Who would succeed Mollet? Mollet has held office for 10½ months, longer than any one expected him to, proving himself an abler politician than he was given credit for being. He lasted largely because he has faced up to disagreeable tasks (e.g., drafting soldiers for Algeria) that few other French politicians relished. With gas rationing, unemployment and inflation building up, and no Algerian solution in sight, the problems facing the next Premier appear even less attractive. No obvious candidate has yet appeared, but ingenious solutions were being peddled, including a “Syndicat des anciens,” or a Cabinet composed entirely of ex-Premiers (there have been 15 since the war).

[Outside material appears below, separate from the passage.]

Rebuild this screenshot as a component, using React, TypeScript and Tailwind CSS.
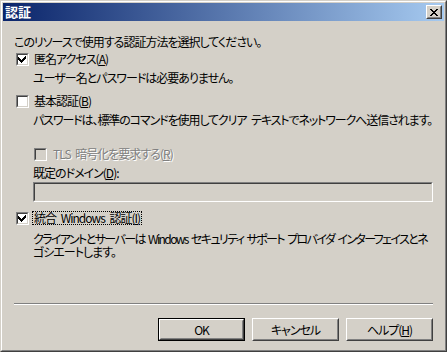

Mendes-France had an even more radical proposal: that a Cabinet of ex-Premiers be formed “under the patronage” of General Charles de Gaulle. Recovered from a cataract operation, the famed World War II. Free French leader has been coming to Paris once a week from his retreat at Colombey-les-Deux-Eglises and seeing some politicians. De Gaulle always made his terms perfectly clear: a stronger executive and a “large and liberal” French Union in which the North African states would have independent status. Scorning the come-and-go of ordinary Premiers, he waits for the day when he is needed so badly that his price will be paid.